Currently, India is in the midst of a bull run which has come through as a result of varying macro-economic reasons, and I continue to believe that the bull market is here to stay for the next few years. Investing in the middle of a bull- market is never easy, as the odds of finding a successful risk reward bet are not stand-out.

However, there are varying themes worth exploring, some of which include – sectors where capex is beginning to come through because of increased demand (ala infrastructure) to micro themes like improvement in corporate governance which is seen through improving the capital structure and monetizing dead assets which have been carried at book value. Exploring themes is only the first step, as an investor needs to make an investment at the right price (where the odds of him getting it right, are a multi-fold winner to the odds of him not realizing a thesis).

However, the beauty of equity markets remain that they are an auction market – which means the very philosophy because of which they functioned 30 years back (cycles of fear and greed), will continue. Michael Jordan – the legendary basketball player, who I have been a biggest fan of and continue to, mentioned that his greatest victories were off the court during his practice sessions, where he would train his mind. The match was just an extension, of his practice off court.

We are in an era of easy money which may last for the next few years – I am not sure about the time period – but one thing I am confident of, is when easy money presents itself, the probability of misallocation of capital is high. The cycle we are in will be no different and I expect the darlings of today to be some of the most hated companies in the next cycle. Being an ardent fan of history, means, I am confident of investors actions of throwing out the darlings of their portfolio and labeling them as ‘dogs’ at some stage and one’s role as a value investor, is to evaluate the odds then. Its about training one’s mind constantly that one can aspire to stay away from the crowd during times of euphoria.

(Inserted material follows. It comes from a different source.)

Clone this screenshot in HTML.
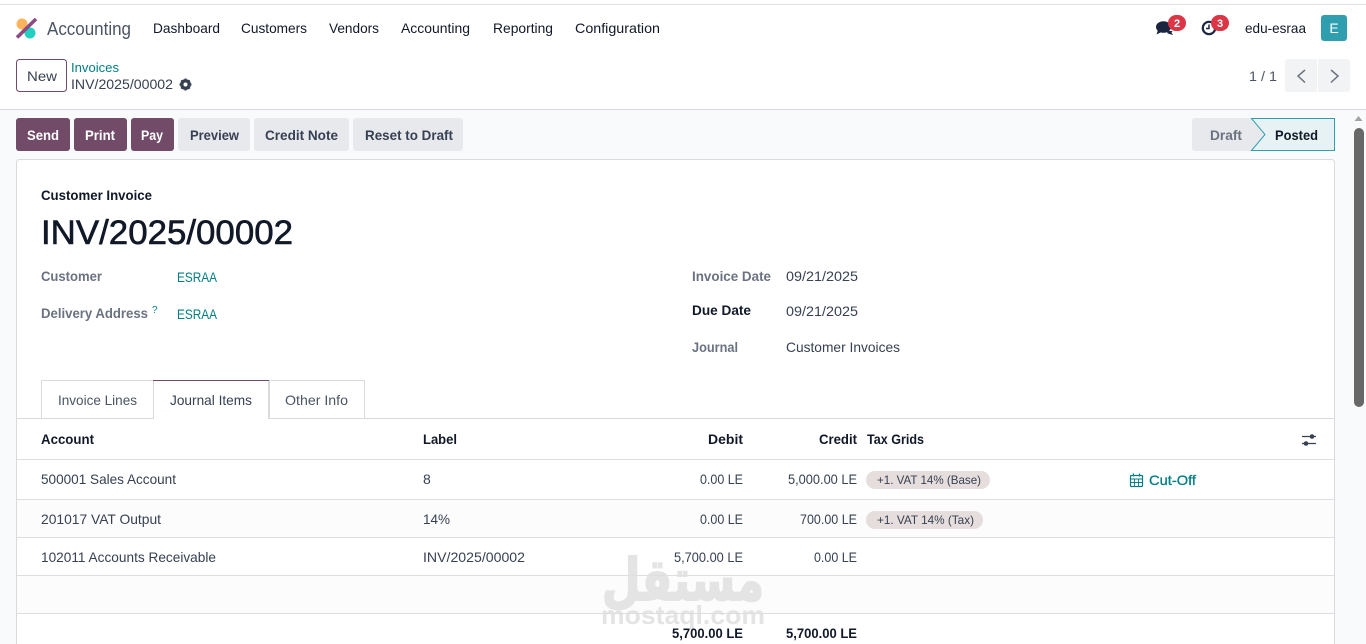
<!DOCTYPE html>
<html lang="en">
<head>
<meta charset="utf-8">
<title>INV/2025/00002 - Accounting</title>
<style>
html,body{margin:0;padding:0;width:1366px;height:644px;overflow:hidden;background:#fff}
svg{display:block;font-family:"Liberation Sans",sans-serif;font-size:14px}
.t{fill:#374151}
.d{fill:#111827}
.b{font-weight:700}
.l{fill:#017e84}
.m{fill:#4b5563}
.g{fill:#6b7280}
.w{fill:#fff;font-weight:700}
</style>
</head>
<body>
<svg width="1366" height="644" viewBox="0 0 1366 644" xmlns="http://www.w3.org/2000/svg">
<!-- page backgrounds -->
<rect width="1366" height="644" fill="#fff"/>
<rect y="4" width="1366" height="1" fill="#dee2e6"/>
<rect y="110" width="1366" height="534" fill="#f9fafb"/>
<rect y="109" width="1366" height="1" fill="#d8dadd"/>

<!-- navbar -->
<g>
<circle cx="22" cy="24" r="5.500" fill="#fbb45c"/>
<circle cx="30" cy="33" r="5.500" fill="#21d0c0"/>
<path d="M17 37.500L36 19" stroke="#8d4a84" stroke-width="3.600"/>
<text x="47" y="35" font-size="18" textLength="84" lengthAdjust="spacingAndGlyphs" fill="#4b5563">Accounting</text>
<text x="153" y="33" class="d" textLength="67" lengthAdjust="spacingAndGlyphs">Dashboard</text>
<text x="241" y="33" class="d" textLength="66" lengthAdjust="spacingAndGlyphs">Customers</text>
<text x="329" y="33" class="d" textLength="50" lengthAdjust="spacingAndGlyphs">Vendors</text>
<text x="401" y="33" class="d" textLength="69" lengthAdjust="spacingAndGlyphs">Accounting</text>
<text x="493" y="33" class="d" textLength="60" lengthAdjust="spacingAndGlyphs">Reporting</text>
<text x="575" y="33" class="d" textLength="85" lengthAdjust="spacingAndGlyphs">Configuration</text>
</g>

<!-- systray -->
<g>
<ellipse cx="1163.500" cy="27" rx="7.500" ry="5.800" fill="#1a2640"/>
<path d="M1158 30l-1.500 4.500 6-3zM1166 31h6.500l-1 1.500 1.500 2.500-5-1.500z" fill="#1a2640"/>
<rect x="1168" y="15" width="18" height="16" rx="8" fill="#dc3545"/>
<text x="1177" y="27" text-anchor="middle" font-size="11" class="w">2</text>
<circle cx="1209" cy="28" r="6.200" fill="none" stroke="#1a2640" stroke-width="2.200"/>
<path d="M1209 24.500v4h-3" fill="none" stroke="#1a2640" stroke-width="1.500"/>
<rect x="1211" y="15" width="18" height="16" rx="8" fill="#dc3545"/>
<text x="1220" y="27" text-anchor="middle" font-size="11" class="w">3</text>
<text x="1245" y="33" class="d" textLength="61" lengthAdjust="spacingAndGlyphs">edu-esraa</text>
<rect x="1321" y="15" width="26" height="26" rx="3" fill="#2f9fb0"/>
<text x="1334" y="33" text-anchor="middle" font-size="14" fill="#fff">E</text>
</g>

<!-- control panel -->
<g>
<rect x="16.500" y="59.500" width="50" height="32" rx="3" fill="#fff" stroke="#714b67"/>
<text x="27" y="81" class="t" textLength="30" lengthAdjust="spacingAndGlyphs">New</text>
<text x="71" y="72" class="l" font-size="13" textLength="48" lengthAdjust="spacingAndGlyphs">Invoices</text>
<text x="71" y="89" class="t" textLength="102" lengthAdjust="spacingAndGlyphs">INV/2025/00002</text>
<circle cx="185.500" cy="84.500" r="3.700" fill="none" stroke="#374151" stroke-width="3.400"/>
<g stroke="#374151" stroke-width="2"><path d="M185.500 78.500v2M185.500 88.500v2M179.500 84.500h2M189.500 84.500h2M181.300 80.300l1.400 1.400M188.300 87.300l1.400 1.400M181.300 88.700l1.400-1.400M188.300 81.700l1.400-1.400"/></g>
<text x="1249" y="81" class="m" textLength="28" lengthAdjust="spacingAndGlyphs">1 / 1</text>
<path d="M1285 62a3 3 0 0 1 3-3h29v33h-29a3 3 0 0 1-3-3z" fill="#f2f3f4"/>
<path d="M1318 59h29a3 3 0 0 1 3 3v27a3 3 0 0 1-3 3h-29z" fill="#f2f3f4"/>
<path d="M1305 70l-7 6 7 6.500M1331 70l7 6-7 6.500" fill="none" stroke="#6b7280" stroke-width="1.500"/>
</g>

<!-- action buttons -->
<g>
<rect x="16" y="118" width="54" height="33" rx="3" fill="#714b67"/>
<text x="27" y="140" class="w" textLength="32" lengthAdjust="spacingAndGlyphs">Send</text>
<rect x="74" y="118" width="53" height="33" rx="3" fill="#714b67"/>
<text x="85" y="140" class="w" textLength="30" lengthAdjust="spacingAndGlyphs">Print</text>
<rect x="131" y="118" width="43" height="33" rx="3" fill="#714b67"/>
<text x="141" y="140" class="w" textLength="22" lengthAdjust="spacingAndGlyphs">Pay</text>
<rect x="178" y="118" width="72" height="33" rx="3" fill="#e7e9ed"/>
<text x="190" y="140" class="t b" textLength="49" lengthAdjust="spacingAndGlyphs">Preview</text>
<rect x="254" y="118" width="95" height="33" rx="3" fill="#e7e9ed"/>
<text x="265" y="140" class="t b" textLength="73" lengthAdjust="spacingAndGlyphs">Credit Note</text>
<rect x="353" y="118" width="110" height="33" rx="3" fill="#e7e9ed"/>
<text x="365" y="140" class="t b" textLength="88" lengthAdjust="spacingAndGlyphs">Reset to Draft</text>
</g>

<!-- statusbar -->
<g>
<path d="M1195 118h56l14 16.500-14 16.500h-56a3 3 0 0 1-3-3v-27a3 3 0 0 1 3-3z" fill="#e7e9ed"/>
<path d="M1251.500 118.500h83v32h-83l13.500-16z" fill="#e6f2f3" stroke="#2f9fb0"/>
<text x="1210" y="140" class="g b" textLength="32" lengthAdjust="spacingAndGlyphs">Draft</text>
<text x="1275" y="140" class="b" fill="#111827" textLength="43" lengthAdjust="spacingAndGlyphs">Posted</text>
</g>

<!-- scrollbar -->
<path d="M1358.500 116l-4 5h8z" fill="#a3a3a3"/>
<rect x="1354" y="128" width="10" height="279" rx="5" fill="#686868"/>

<!-- sheet -->
<rect x="16.500" y="159.500" width="1318" height="491" rx="3" fill="#fff" stroke="#d8dadd"/>
<text x="41" y="200" class="d b" font-size="13.500" textLength="111" lengthAdjust="spacingAndGlyphs">Customer Invoice</text>
<text x="41" y="244" fill="#111827" stroke="#111827" stroke-width=".6" font-size="34" textLength="252" lengthAdjust="spacingAndGlyphs">INV/2025/00002</text>

<text x="41" y="281" class="g b" textLength="61" lengthAdjust="spacingAndGlyphs">Customer</text>
<text x="177" y="282" class="l" textLength="40" lengthAdjust="spacingAndGlyphs">ESRAA</text>
<text x="41" y="318" class="g b" textLength="107" lengthAdjust="spacingAndGlyphs">Delivery Address</text>
<text x="152" y="313" font-size="10" class="l">?</text>
<text x="177" y="319" class="l" textLength="40" lengthAdjust="spacingAndGlyphs">ESRAA</text>

<text x="692" y="281" class="g b" textLength="79" lengthAdjust="spacingAndGlyphs">Invoice Date</text>
<text x="786" y="281" class="t" textLength="72" lengthAdjust="spacingAndGlyphs">09/21/2025</text>
<text x="692" y="315" class="d b" textLength="59" lengthAdjust="spacingAndGlyphs">Due Date</text>
<text x="786" y="316" class="t" textLength="72" lengthAdjust="spacingAndGlyphs">09/21/2025</text>
<text x="692" y="352" class="g b" textLength="46" lengthAdjust="spacingAndGlyphs">Journal</text>
<text x="786" y="352" class="t" textLength="114" lengthAdjust="spacingAndGlyphs">Customer Invoices</text>

<!-- tabs -->
<rect x="17" y="418" width="1317" height="1" fill="#d8dadd"/>
<rect x="41.500" y="380.500" width="112" height="38" fill="#fff" stroke="#d8dadd"/>
<rect x="269.500" y="380.500" width="95" height="38" fill="#fff" stroke="#d8dadd"/>
<rect x="153.500" y="380.500" width="115" height="39" fill="#fff" stroke="none"/>
<path d="M153.500 419v-38M268.500 419v-38" stroke="#d8dadd"/>
<rect x="153" y="380" width="116" height="1" fill="#714b67"/>
<text x="58" y="405" class="m" textLength="79" lengthAdjust="spacingAndGlyphs">Invoice Lines</text>
<text x="170" y="405" class="t" textLength="82" lengthAdjust="spacingAndGlyphs">Journal Items</text>
<text x="285" y="405" class="m" textLength="63" lengthAdjust="spacingAndGlyphs">Other Info</text>

<!-- table -->
<text x="41" y="444" class="d b" textLength="53" lengthAdjust="spacingAndGlyphs">Account</text>
<text x="423" y="444" class="d b" textLength="34" lengthAdjust="spacingAndGlyphs">Label</text>
<text x="708" y="444" class="d b" textLength="35" lengthAdjust="spacingAndGlyphs">Debit</text>
<text x="819" y="444" class="d b" textLength="38" lengthAdjust="spacingAndGlyphs">Credit</text>
<text x="867" y="444" class="d b" textLength="57" lengthAdjust="spacingAndGlyphs">Tax Grids</text>
<g stroke="#374151" stroke-width="1.300"><path d="M1302 436.500h14M1302 443.500h14"/></g>
<circle cx="1312" cy="436.500" r="2.300" fill="#374151"/><circle cx="1306" cy="443.500" r="2.300" fill="#374151"/>

<rect x="17" y="500" width="1317" height="38" fill="#fcfcfc"/>
<rect x="17" y="576" width="1317" height="37" fill="#fcfcfc"/>

<!-- watermark -->
<text x="683" y="600" text-anchor="middle" font-family="DejaVu Sans,sans-serif" font-weight="700" font-size="58" fill="#e4e4e4" stroke="#e4e4e4" stroke-width="2" textLength="162" lengthAdjust="spacingAndGlyphs" direction="rtl">مستقل</text>
<text x="601" y="624" font-size="26" font-weight="700" fill="#e4e4e4" textLength="164" lengthAdjust="spacingAndGlyphs">mostaql.com</text>

<g fill="#dcdee1">
<rect x="17" y="459" width="1317" height="1"/>
<rect x="17" y="499" width="1317" height="1"/>
<rect x="17" y="537" width="1317" height="1"/>
<rect x="17" y="575" width="1317" height="1"/>
<rect x="17" y="613" width="1317" height="1"/>
</g>

<!-- row 1 -->
<text x="41" y="484" class="t" textLength="135" lengthAdjust="spacingAndGlyphs">500001 Sales Account</text>
<text x="423" y="484" class="t">8</text>
<text x="700" y="484" class="t" textLength="43" lengthAdjust="spacingAndGlyphs">0.00 LE</text>
<text x="788" y="484" class="t" textLength="69" lengthAdjust="spacingAndGlyphs">5,000.00 LE</text>
<rect x="866" y="471" width="124" height="18" rx="9" fill="#e6dddd"/>
<text x="877" y="484" font-size="12" class="t" textLength="104" lengthAdjust="spacingAndGlyphs">+1. VAT 14% (Base)</text>
<g fill="none" stroke="#017e84" stroke-width="1.200"><rect x="1130.500" y="475.500" width="12" height="11" rx="1"/><path d="M1130.500 479h12M1130.500 482.500h12M1134.500 479v7.500M1138.500 479v7.500" stroke-width=".9"/><path d="M1133.500 473.500v3M1139.500 473.500v3"/></g>
<text x="1149" y="485" class="l" stroke="#017e84" stroke-width=".3" textLength="47" lengthAdjust="spacingAndGlyphs">Cut-Off</text>

<!-- row 2 -->
<text x="41" y="524" class="t" textLength="120" lengthAdjust="spacingAndGlyphs">201017 VAT Output</text>
<text x="423" y="524" class="t" textLength="27" lengthAdjust="spacingAndGlyphs">14%</text>
<text x="700" y="524" class="t" textLength="43" lengthAdjust="spacingAndGlyphs">0.00 LE</text>
<text x="800" y="524" class="t" textLength="57" lengthAdjust="spacingAndGlyphs">700.00 LE</text>
<rect x="866" y="511" width="117" height="18" rx="9" fill="#e6dddd"/>
<text x="877" y="524" font-size="12" class="t" textLength="97" lengthAdjust="spacingAndGlyphs">+1. VAT 14% (Tax)</text>

<!-- row 3 -->
<text x="41" y="562" class="t" textLength="175" lengthAdjust="spacingAndGlyphs">102011 Accounts Receivable</text>
<text x="423" y="562" class="t" textLength="102" lengthAdjust="spacingAndGlyphs">INV/2025/00002</text>
<text x="674" y="562" class="t" textLength="69" lengthAdjust="spacingAndGlyphs">5,700.00 LE</text>
<text x="814" y="562" class="t" textLength="43" lengthAdjust="spacingAndGlyphs">0.00 LE</text>

<!-- totals -->
<text x="672" y="638" class="d b" textLength="71" lengthAdjust="spacingAndGlyphs">5,700.00 LE</text>
<text x="786" y="638" class="d b" textLength="71" lengthAdjust="spacingAndGlyphs">5,700.00 LE</text>
</svg>
</body>
</html>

India, will continue to remain in a very unique state where the ‘corruption’ and ‘crime’ and negative headlines will continue to surface, along with the bout of volatility induced by politics. There are certain things that are constant, and it’s important that an investor acknowledges them. However within all the mess, and uncertainties, the country will continue on its growth and progress. What this means is an investor is faced with a market where in he can expect a potential of 25% IRR over a 10 year period, in a portfolio run well in a concentrated way, but the same investor must anticipate multiple periods of 30% drawdowns as par for the course.